What do we mean by conform? The purpose of conformance is to make sure that the components of solutions can interact. Our experience is that to harmonize the interaction of two components is more important than to conform to a standard. To achieve harmonization, we use the terms called maximum specification and minimum specification.

When we build a component, we should always consider that we are building a specialization of a much large solution. One way to achieve this is to fully specify its interface and behavior. When others use our component they must understand exactly our design intent and the performance of our component--that is, that is, we always anticipate that someone will generalize our component for other purposes. Without this specification they will redevelop the component.
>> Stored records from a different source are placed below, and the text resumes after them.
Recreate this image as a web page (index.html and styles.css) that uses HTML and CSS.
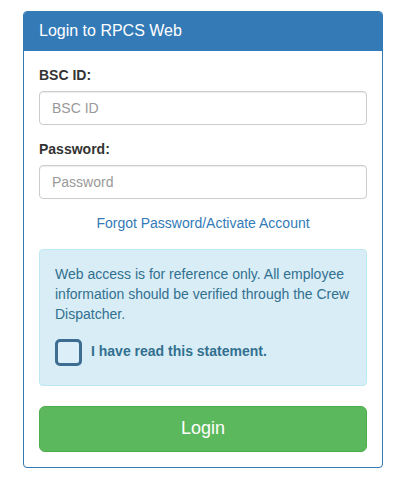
FILE: index.html
```html
<!DOCTYPE html>
<html>
<head>
<meta charset="utf-8">
<link rel="stylesheet" href="styles.css">
</head>
<body>
<div class="page">
  <div class="panel">
    <div class="panel-heading">
      <h3 class="panel-title">Login to RPCS Web</h3>
    </div>
    <form class="panel-body">
      <div class="form-group">
        <label class="field-label" for="bsc">BSC ID:</label>
        <input class="form-control" id="bsc" type="text" placeholder="BSC ID">
      </div>
      <div class="form-group">
        <label class="field-label" for="pw">Password:</label>
        <input class="form-control" id="pw" type="password" placeholder="Password">
      </div>
      <div class="forgot"><a href="#">Forgot Password/Activate Account</a></div>
      <div class="alert">
        <p class="alert-text">Web access is for reference only. All employee information should be verified through the Crew Dispatcher.</p>
        <label class="check-row">
          <input class="check" type="checkbox">
          <span class="check-label">I have read this statement.</span>
        </label>
      </div>
      <button class="btn-login" type="button">Login</button>
    </form>
  </div>
</div>
</body>
</html>
```

FILE: styles.css
```css
* { box-sizing: border-box; }
html, body {
  margin: 0;
  padding: 0;
  background: #fff;
}
body {
  font-family: "Liberation Sans", Arial, Helvetica, sans-serif;
  font-size: 14px;
  line-height: 1.42857;
  color: #333;
}
.page {
  padding: 11px 0 0 23px;
}
.panel {
  width: 360px;
  border: 1px solid #337ab7;
  border-radius: 4px;
  background: #fff;
  box-shadow: 0 1px 1px rgba(0,0,0,.05);
}
.panel-heading {
  background: #337ab7;
  color: #fff;
  padding: 10px 15px;
  border-bottom: 1px solid #337ab7;
  border-radius: 3px 3px 0 0;
}
.panel-title {
  margin: 0;
  font-size: 16px;
  font-weight: normal;
  line-height: 1.1;
}
.panel-body {
  padding: 15px;
  margin: 0;
}
.form-group {
  margin-bottom: 15px;
}
.field-label {
  display: block;
  font-weight: bold;
  margin-bottom: 5px;
  color: #333;
}
.form-control {
  display: block;
  width: 100%;
  height: 34px;
  padding: 6px 12px;
  font-family: inherit;
  font-size: 14px;
  line-height: 1.42857;
  color: #555;
  background: #fff;
  border: 1px solid #ccc;
  border-radius: 4px;
  box-shadow: inset 0 1px 1px rgba(0,0,0,.075);
}
.form-control::placeholder {
  color: #999;
}
.forgot {
  text-align: center;
  margin-bottom: 15px;
}
.forgot a {
  color: #337ab7;
  text-decoration: none;
}
.alert {
  background: #d9edf7;
  border: 1px solid #bce8f1;
  border-radius: 4px;
  color: #31708f;
  padding: 15px 15px 15px 15px;
  margin-bottom: 20px;
}
.alert-text {
  margin: 0 0 10px;
}
.check-row {
  display: flex;
  align-items: center;
  height: 35px;
  gap: 9px;
  font-weight: bold;
}
.check {
  appearance: none;
  -webkit-appearance: none;
  margin: 0;
  width: 27px;
  height: 27px;
  border: 3px solid #3d6d90;
  border-radius: 5px;
  background: #dceef8;
}
.check-label {
  color: #31708f;
}
.btn-login {
  display: block;
  width: 100%;
  height: 46px;
  padding: 10px 16px;
  font-family: inherit;
  font-size: 18px;
  line-height: 1.3333;
  color: #fff;
  background: #5cb85c;
  border: 1px solid #4cae4c;
  border-radius: 6px;
}
```
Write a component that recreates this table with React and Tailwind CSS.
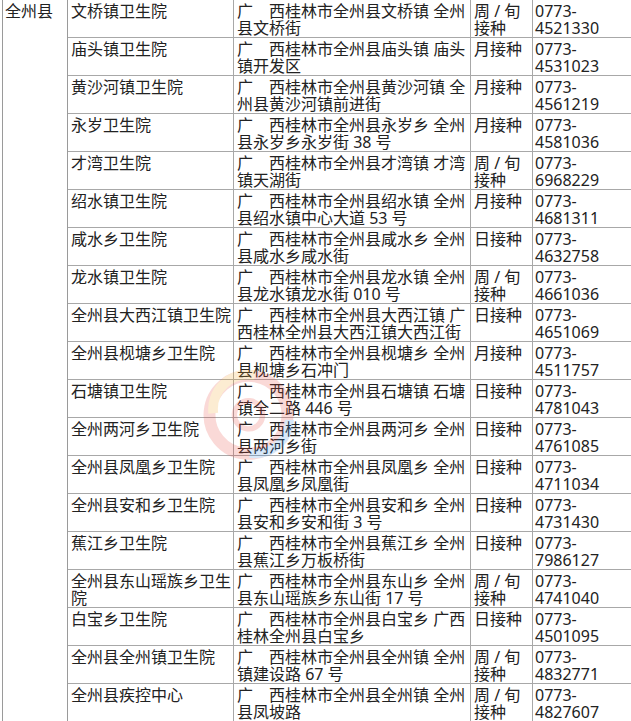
import React from "react";

const rows = [
  ["文桥镇卫生院", ["广　西桂林市全州县文桥镇 全州", "县文桥街"], "周 / 旬", "4521330"],
  ["庙头镇卫生院", ["广　西桂林市全州县庙头镇 庙头", "镇开发区"], "月接种", "4531023"],
  ["黄沙河镇卫生院", ["广　西桂林市全州县黄沙河镇 全", "州县黄沙河镇前进街"], "月接种", "4561219"],
  ["永岁卫生院", ["广　西桂林市全州县永岁乡 全州", "县永岁乡永岁街 38 号"], "月接种", "4581036"],
  ["才湾卫生院", ["广　西桂林市全州县才湾镇 才湾", "镇天湖街"], "周 / 旬", "6968229"],
  ["绍水镇卫生院", ["广　西桂林市全州县绍水镇 全州", "县绍水镇中心大道 53 号"], "月接种", "4681311"],
  ["咸水乡卫生院", ["广　西桂林市全州县咸水乡 全州", "县咸水乡咸水街"], "日接种", "4632758"],
  ["龙水镇卫生院", ["广　西桂林市全州县龙水镇 全州", "县龙水镇龙水街 010 号"], "周 / 旬", "4661036"],
  ["全州县大西江镇卫生院", ["广　西桂林市全州县大西江镇 广", "西桂林全州县大西江镇大西江街"], "日接种", "4651069"],
  ["全州县枧塘乡卫生院", ["广　西桂林市全州县枧塘乡 全州", "县枧塘乡石冲门"], "月接种", "4511757"],
  ["石塘镇卫生院", ["广　西桂林市全州县石塘镇 石塘", "镇全二路 446 号"], "日接种", "4781043"],
  ["全州两河乡卫生院", ["广　西桂林市全州县两河乡 全州", "县两河乡街"], "日接种", "4761085"],
  ["全州县凤凰乡卫生院", ["广　西桂林市全州县凤凰乡 全州", "县凤凰乡凤凰街"], "日接种", "4711034"],
  ["全州县安和乡卫生院", ["广　西桂林市全州县安和乡 全州", "县安和乡安和街 3 号"], "日接种", "4731430"],
  ["蕉江乡卫生院", ["广　西桂林市全州县蕉江乡 全州", "县蕉江乡万板桥街"], "日接种", "7986127"],
  [["全州县东山瑶族乡卫生", "院"], ["广　西桂林市全州县东山乡 全州", "县东山瑶族乡东山街 17 号"], "周 / 旬", "4741040"],
  ["白宝乡卫生院", ["广　西桂林市全州县白宝乡 广西", "桂林全州县白宝乡"], "日接种", "4501095"],
  ["全州县全州镇卫生院", ["广　西桂林市全州县全州镇 全州", "镇建设路 67 号"], "周 / 旬", "4832771"],
  ["全州县疾控中心", ["广　西桂林市全州县全州镇 全州", "县凤坡路"], "周 / 旬", "4827607"],
];

const Lines = ({ text }) => {
  const list = Array.isArray(text) ? text : [text];
  return list.map((t, i) => (
    <div key={i} className="whitespace-nowrap">
      {t}
    </div>
  ));
};

export default function App() {
  return (
    <div
      className="relative w-[631px] h-[721px] overflow-hidden bg-white pl-[2px] text-[#222] text-[16px] leading-[17px]"
      style={{ fontFamily: '"Noto Sans", "Noto Sans CJK SC", sans-serif' }}
    >
      <table className="-mt-px table-fixed border-collapse w-[640px]">
        <colgroup>
          <col className="w-[65px]" />
          <col className="w-[166px]" />
          <col className="w-[237px]" />
          <col className="w-[62px]" />
          <col className="w-[110px]" />
        </colgroup>
        <tbody>
          {rows.map(([name, addr, freq, phone], i) => (
            <tr key={i} className="h-[38px]">
              {i === 0 && (
                <td
                  rowSpan={rows.length}
                  className="border border-[#9a9a9a] align-top pl-[2px] pt-[3px]"
                >
                  全州县
                </td>
              )}
              <td className="border border-[#a8a8a8] align-top pl-[3px] pt-[3px]">
                <Lines text={name} />
              </td>
              <td className="border border-[#a8a8a8] align-top pl-[3px] pt-[3px]">
                <Lines text={addr} />
              </td>
              <td className="border border-[#a8a8a8] align-top pl-[3px] pt-[3px]">
                {freq === "周 / 旬" ? <Lines text={["周 / 旬", "接种"]} /> : <Lines text={freq} />}
              </td>
              <td className="border border-[#a8a8a8] align-top pl-[2px] pt-[3px]">
                <Lines text={["0773-", phone]} />
              </td>
            </tr>
          ))}
        </tbody>
      </table>

      {/* faint site watermark */}
      <svg
        className="pointer-events-none absolute left-[160px] top-[250px] opacity-[0.2]"
        width="260"
        height="260"
        viewBox="0 0 240 240"
      >
        <g transform="rotate(-40 120 120)">
          <circle cx="70" cy="120" r="36" fill="none" stroke="#e8453c" strokeWidth="11" />
          <path d="M46 98 A32 32 0 0 1 98 96" fill="none" stroke="#f5a623" strokeWidth="9" />
          <path d="M48 148 A32 32 0 0 0 96 148" fill="none" stroke="#3b8ee6" strokeWidth="8" />
          <circle cx="70" cy="120" r="13" fill="none" stroke="#e8453c" strokeWidth="5" />
        </g>
      </svg>
    </div>
  );
}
When we integrate with another component, we must treat the component we are going to integrate with as a generic component. An example is the interaction of buying a car; a car producer will always provide a full specification of the car (all the way down to the size of the bolts), while a consumer always provides a minimum specification when buying a car (such as color and number of seats).

This is particularly important when we integrate with a component designed with an older paradigm. The minimum specification makes sure that we don't try to implement that old paradigm using the new language. Instead, we must integrate the component by generalizing its behavior using the new paradigm.

To sum up, a responsible software developer should always try to avoid the technology war. The best way to do this is to manage the development lifecycle within a much larger environment, and to always anticipate the change of the technology and products.

An irresponsible software developer always try to pick winning horses, in most cases, before the race has started.

Let technologists fight the war, we need these wars so that their innovation and creativity energy will be fully displayed. This leads to better technology and products. But those build solutions don't care if the technology and products of today are gone tomorrow!